Mr Scott: One of the risks is the difference between demonstration and roll
out. There are various places in the world where you can see some interesting
demonstrators, but I ask: are the right precursors coming along to enable roll
out of that technology? Unless you get innovation rolled out it does not really
make a big impact for end users. The kind of precursors you would expect are:
development of international standards which are just one-offs and protocols
that enable plug and play so companies are not locked into one manufacturer.

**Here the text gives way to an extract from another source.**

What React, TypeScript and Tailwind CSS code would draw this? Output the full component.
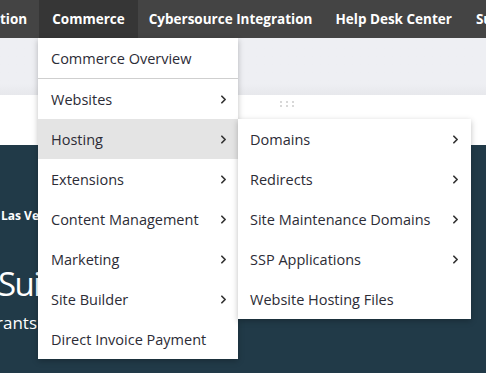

You would expect to see really effective industry working groups, which is how GSM
got to where it is; that sector knows that it must collaborate strongly at the
pre-commercial phase and it is that area where we really need to put some heat
under the issue.
Dr Harrison: If we leave it and just treat it as a small part of business as usual
for quite a long time we will get to Mr Scott's 'knee point' and then think:
what do we do now? The urgency is there to get things moving in parallel with
everything else that is going on so that we move through those phases and by
the time we get to the knee point we are able to start to rely on smart grids
to deliver low carbon benefits as we move to de-carbonising the sector. Then we
will be ready and will not have to start thinking of a massive national roll
out programme, for example.
Q298 Chairman: This has been a fascinating session. This is a huge area that
raises a lot of issues, but it is very important in terms of the future of low
carbon energy. Thank you very much for your attendance and your contributions.
Dr Harrison: If there are any aspects about which you wish to ask further questions
please contact the IET; it will be very pleased to help.